RT: How was it being back shooting a feature film in South Australia?
SH: I really enjoyed it. It was an unexpected pleasure if you like, because the film was originally located in Queensland and migrated to South Australia for financial reasons. So I found myself shooting a film at home again for the first time in about 12 years.
Speaking of home, you're the father of two sons and the owner of a vineyard. So how much of yourself did you infuse in this production?
Well of course there things that resonated quite strongly for me, just given fatherhood has been a huge part of my own life. I wouldn't say it's directly infused, although there are one or two scenes -- now I think about it -- that definitely came out of my own experience. But it was a story that really touched me. I really felt that the story of a man struggling to become a better father to his two sons in the wake of his wife's death; it was very touching, but very unsentimental. And felt so real to me: the dialogue, the relationships. Then of course I discovered it was based on a memoir, so of course it was drawn from life. And that became my intention really, to get it to the screen in that same real feeling as much as possible.
So was there a scene in a vineyard or was that your inclusion?
That was my inclusion. I mean in the original script it was in the sugar cane fields of Queensland! It was nice to be able to set the film somewhere in Australia that I felt hadn't been explored that much or seen on film, which is that vineyard culture.
It appears you've gone from a single mother (or Aunt) in No Reservations to a story about a single father.

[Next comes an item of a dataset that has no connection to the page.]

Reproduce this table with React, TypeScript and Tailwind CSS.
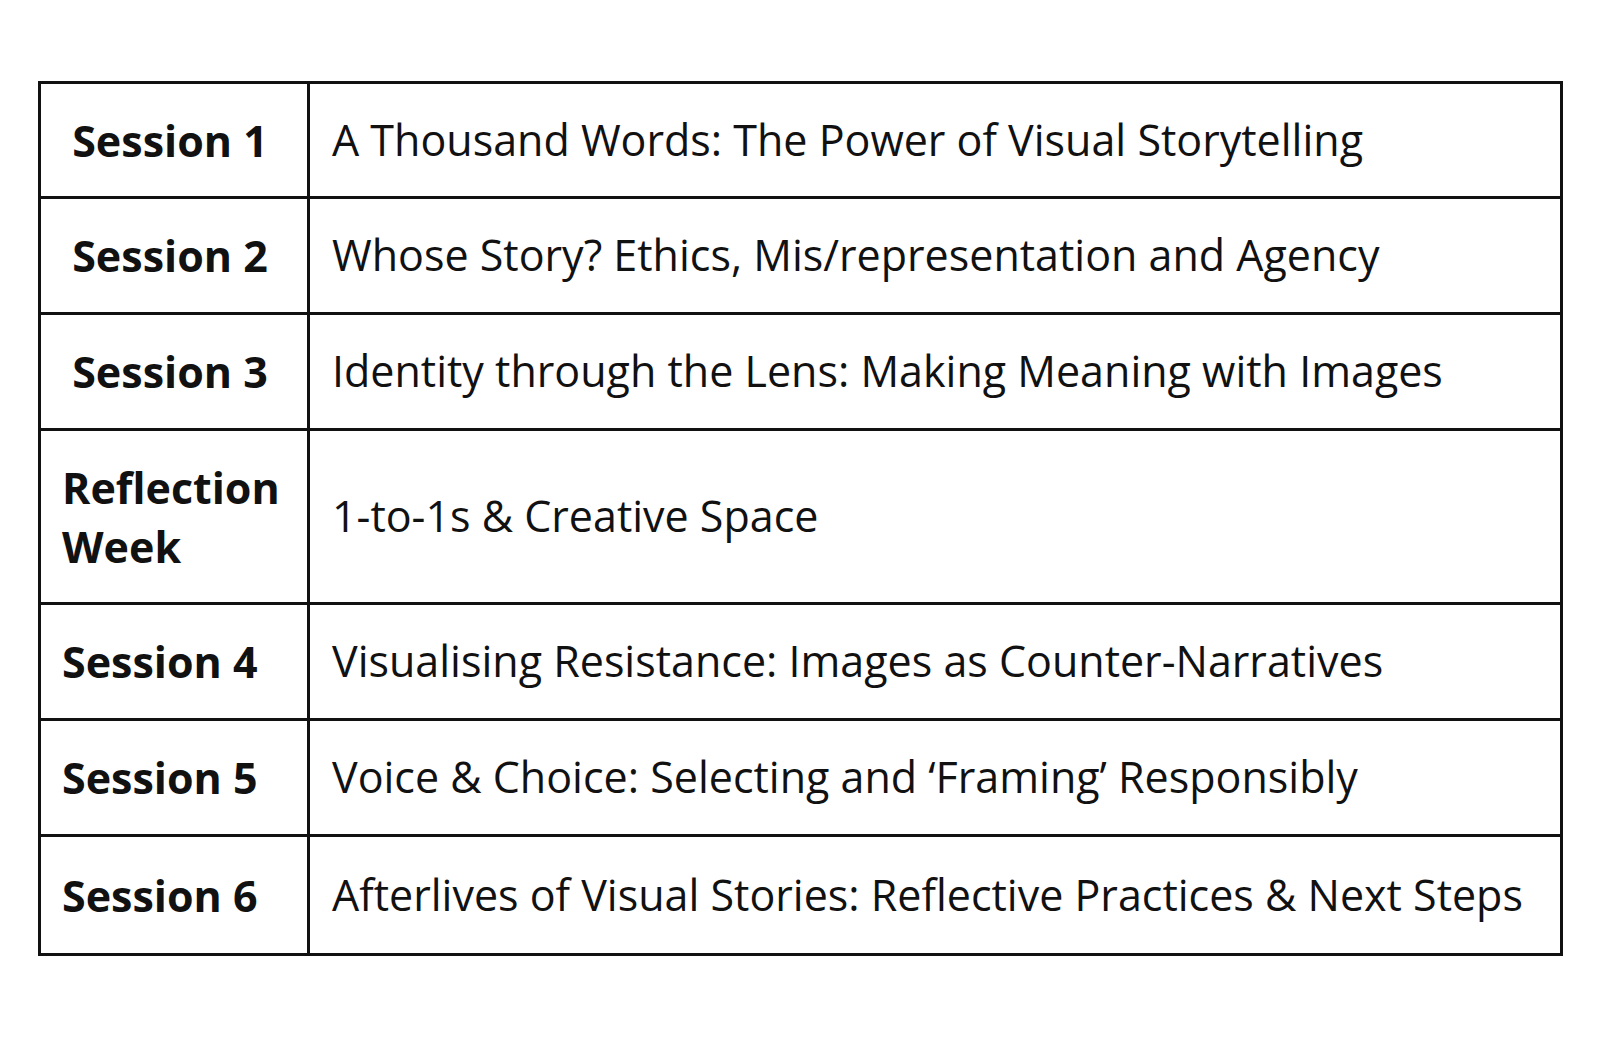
import React from "react";

const rows: { label: React.ReactNode; text: string; center: boolean; h: string }[] = [
  { label: "Session 1", text: "A Thousand Words: The Power of Visual Storytelling", center: true, h: "h-[112px]" },
  { label: "Session 2", text: "Whose Story? Ethics, Mis/representation and Agency", center: true, h: "h-[116px]" },
  { label: "Session 3", text: "Identity through the Lens: Making Meaning with Images", center: true, h: "h-[116px]" },
  { label: (<>Reflection<br />Week</>), text: "1-to-1s & Creative Space", center: false, h: "h-[174px]" },
  { label: "Session 4", text: "Visualising Resistance: Images as Counter-Narratives", center: false, h: "h-[116px]" },
  { label: "Session 5", text: "Voice & Choice: Selecting and \u2018Framing\u2019 Responsibly", center: false, h: "h-[116px]" },
  { label: "Session 6", text: "Afterlives of Visual Stories: Reflective Practices & Next Steps", center: false, h: "h-[119px]" },
];

export default function App() {
  return (
    <div className="w-[1600px] h-[1037px] bg-white pt-[81px] pl-[38px]" style={{ fontFamily: '"Open Sans", sans-serif' }}>
      <div className="w-[1525px] border-[3px] border-[#111] text-[#111]">
        {rows.map((r, i) => (
          <div key={i} className={`flex ${r.h} ${i > 0 ? "border-t-[3px] border-[#111]" : ""}`}>
            <div
              className={`w-[269px] shrink-0 border-r-[3px] border-[#111] flex items-center font-bold text-[43px] leading-[59px] ${
                r.center ? "justify-center pr-[8px]" : "pl-[21px]"
              }`}
            >
              <div>{r.label}</div>
            </div>
            <div className="flex-1 flex items-center pl-[22px] text-[43px]">{r.text}</div>
          </div>
        ))}
      </div>
    </div>
  );
}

Did your adaptation of Bella Martha inform The Boys Are Back?
Well it's funny you mention that, because how that came about was that I actually read The Boys Are Backin 2004. I went to Clive with it and I thought he would be fantastic, and he loved it. So I thought, "Here we go. We're off!" But with one thing and another, Clive was busy then I was busy, so we couldn't quite get in sync. Then at the end of 2005 we were all poised ready to shoot the film, and Clive said he needed some time off because he'd done a lot of work back-to-back and he wanted to feel fresh for The Boys Are Back and around that time I was sent the script of what became No Reservations. So I thought, well I've got a year that I'd set out to do The Boys Are Back and here's another film about relationships and people, so I took it on. And of course it had that resonance in it, to do with loss and so on, but it was such a different story that I didn't feel that it was any kind of an issue.

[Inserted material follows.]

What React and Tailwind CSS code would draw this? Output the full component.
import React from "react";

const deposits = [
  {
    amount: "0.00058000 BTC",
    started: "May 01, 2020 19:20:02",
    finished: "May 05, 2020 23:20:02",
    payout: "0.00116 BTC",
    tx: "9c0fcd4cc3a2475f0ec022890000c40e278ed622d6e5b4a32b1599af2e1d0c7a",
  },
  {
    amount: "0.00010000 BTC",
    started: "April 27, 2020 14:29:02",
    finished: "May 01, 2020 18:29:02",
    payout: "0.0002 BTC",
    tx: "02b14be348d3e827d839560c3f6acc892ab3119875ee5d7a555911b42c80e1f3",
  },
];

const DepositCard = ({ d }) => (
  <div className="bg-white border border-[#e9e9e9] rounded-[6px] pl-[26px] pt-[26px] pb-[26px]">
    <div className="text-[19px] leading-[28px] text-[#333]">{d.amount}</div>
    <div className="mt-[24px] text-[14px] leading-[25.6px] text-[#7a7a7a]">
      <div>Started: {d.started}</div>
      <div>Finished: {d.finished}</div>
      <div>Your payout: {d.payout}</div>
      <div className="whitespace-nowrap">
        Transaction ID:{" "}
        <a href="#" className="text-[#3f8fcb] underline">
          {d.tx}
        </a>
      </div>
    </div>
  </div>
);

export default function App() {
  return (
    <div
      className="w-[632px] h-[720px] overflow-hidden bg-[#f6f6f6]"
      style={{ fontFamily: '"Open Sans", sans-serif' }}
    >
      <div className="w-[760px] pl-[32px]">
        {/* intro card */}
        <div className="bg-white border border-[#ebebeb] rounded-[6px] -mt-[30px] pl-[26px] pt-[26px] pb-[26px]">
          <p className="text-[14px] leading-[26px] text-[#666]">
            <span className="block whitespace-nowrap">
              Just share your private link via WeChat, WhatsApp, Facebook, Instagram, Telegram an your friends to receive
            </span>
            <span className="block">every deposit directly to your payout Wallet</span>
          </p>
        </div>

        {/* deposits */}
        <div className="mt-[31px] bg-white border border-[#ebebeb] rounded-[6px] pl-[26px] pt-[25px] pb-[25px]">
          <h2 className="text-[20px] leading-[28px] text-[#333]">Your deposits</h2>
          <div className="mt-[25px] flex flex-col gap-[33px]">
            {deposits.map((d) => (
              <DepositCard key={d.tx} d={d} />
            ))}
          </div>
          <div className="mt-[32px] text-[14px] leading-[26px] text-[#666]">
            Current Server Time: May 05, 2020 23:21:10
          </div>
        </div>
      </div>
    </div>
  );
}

I hadn't realised it was so serendipitous!
Yes it was! Then beyond that it took a while again for Clive and I to get in sync, because when I finished No Reservations he was on another movie. Then when he was finished I was doing my Philip Glass film, and on it went until finally we lined up in 2008. At last! But the great thing was he was as determined as I was not to let it go. Because actors -- especially someone like Clive -- get so many offers to do things, so you just hope their attention doesn't get distracted by something else. But he really, really wanted to play the part.
On that note, how much of a coup was it to get Clive Owen to star in an Australian film?

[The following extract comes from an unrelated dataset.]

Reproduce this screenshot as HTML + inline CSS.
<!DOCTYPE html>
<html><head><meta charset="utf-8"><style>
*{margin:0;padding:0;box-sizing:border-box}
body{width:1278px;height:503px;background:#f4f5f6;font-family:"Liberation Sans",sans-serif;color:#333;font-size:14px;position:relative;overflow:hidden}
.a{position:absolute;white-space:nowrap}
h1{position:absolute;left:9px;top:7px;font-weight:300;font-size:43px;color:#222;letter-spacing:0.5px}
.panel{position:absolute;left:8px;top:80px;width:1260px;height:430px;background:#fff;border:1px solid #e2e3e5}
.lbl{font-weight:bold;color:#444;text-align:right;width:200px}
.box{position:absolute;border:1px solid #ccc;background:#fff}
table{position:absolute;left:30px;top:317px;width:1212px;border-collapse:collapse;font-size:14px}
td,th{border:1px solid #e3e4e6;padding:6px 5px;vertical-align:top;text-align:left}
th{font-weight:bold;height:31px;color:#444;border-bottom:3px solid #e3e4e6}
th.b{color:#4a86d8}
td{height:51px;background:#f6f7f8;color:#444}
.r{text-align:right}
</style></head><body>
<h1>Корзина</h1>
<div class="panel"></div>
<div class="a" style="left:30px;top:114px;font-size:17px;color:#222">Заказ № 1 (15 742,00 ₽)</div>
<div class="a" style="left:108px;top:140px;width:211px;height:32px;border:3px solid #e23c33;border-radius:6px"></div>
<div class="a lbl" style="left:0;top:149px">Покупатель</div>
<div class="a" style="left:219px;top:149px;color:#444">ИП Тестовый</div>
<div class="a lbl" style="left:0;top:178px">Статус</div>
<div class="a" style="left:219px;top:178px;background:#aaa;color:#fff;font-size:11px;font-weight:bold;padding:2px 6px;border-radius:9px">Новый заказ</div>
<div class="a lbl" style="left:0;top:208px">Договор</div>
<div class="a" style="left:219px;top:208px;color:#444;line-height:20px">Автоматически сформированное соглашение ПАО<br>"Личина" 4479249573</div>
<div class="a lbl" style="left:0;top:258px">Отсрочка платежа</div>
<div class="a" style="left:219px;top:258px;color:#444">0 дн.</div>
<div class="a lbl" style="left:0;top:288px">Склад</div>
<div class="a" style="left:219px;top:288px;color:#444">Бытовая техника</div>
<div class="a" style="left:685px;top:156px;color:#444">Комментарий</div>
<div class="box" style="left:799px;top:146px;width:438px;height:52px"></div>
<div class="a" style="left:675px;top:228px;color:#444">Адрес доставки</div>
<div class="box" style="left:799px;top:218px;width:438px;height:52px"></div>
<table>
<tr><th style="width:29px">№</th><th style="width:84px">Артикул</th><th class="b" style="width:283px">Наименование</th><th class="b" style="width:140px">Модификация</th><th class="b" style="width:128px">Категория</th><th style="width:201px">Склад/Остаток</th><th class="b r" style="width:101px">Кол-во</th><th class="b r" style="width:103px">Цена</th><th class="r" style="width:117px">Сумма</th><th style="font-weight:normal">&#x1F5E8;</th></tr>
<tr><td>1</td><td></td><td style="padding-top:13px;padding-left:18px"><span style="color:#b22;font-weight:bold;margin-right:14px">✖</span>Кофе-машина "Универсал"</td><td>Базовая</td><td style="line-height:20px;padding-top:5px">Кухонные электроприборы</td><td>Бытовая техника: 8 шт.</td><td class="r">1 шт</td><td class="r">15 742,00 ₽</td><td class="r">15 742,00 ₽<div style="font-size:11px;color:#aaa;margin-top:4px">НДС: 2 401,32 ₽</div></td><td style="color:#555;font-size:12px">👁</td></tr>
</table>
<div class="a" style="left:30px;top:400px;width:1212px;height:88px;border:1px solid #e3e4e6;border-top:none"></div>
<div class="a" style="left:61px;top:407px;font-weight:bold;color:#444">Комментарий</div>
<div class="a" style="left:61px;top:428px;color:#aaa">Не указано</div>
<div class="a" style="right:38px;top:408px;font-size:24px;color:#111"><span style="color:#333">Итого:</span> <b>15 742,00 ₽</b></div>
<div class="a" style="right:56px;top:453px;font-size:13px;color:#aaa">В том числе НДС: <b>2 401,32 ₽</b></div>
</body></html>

It was fantastic! I think with any of these co-production arrangements -- which this film was an Australian/English co-production -- it's important that it's authentic to the actual story and the settings. In this case, because Simon Carr, who wrote the original memoir is an English journalist, who did come out here [Carr actually emigrated to New Zealand], it's totally authentic casting to have Clive in the part.
So how was it that a Scottish actress [Laura Fraser] ended up playing an Australian?
Isn't that funny? There it's a matter of -- I looked at a lot of Australian actresses and it was a busy year, a lot of people were working and not available... and in the end I loved that Laura Fraser had a quality in Australia that would be quite unknown. That she wouldn't carry any baggage with her. So I liked that feeling. When she came and auditioned for me, she did a flawless Australian accent, which is quite difficult to do. And I didn't even realise she was Scottish until she finished the read and she suddenly broke out into this broad Scottish accent! Oh my God!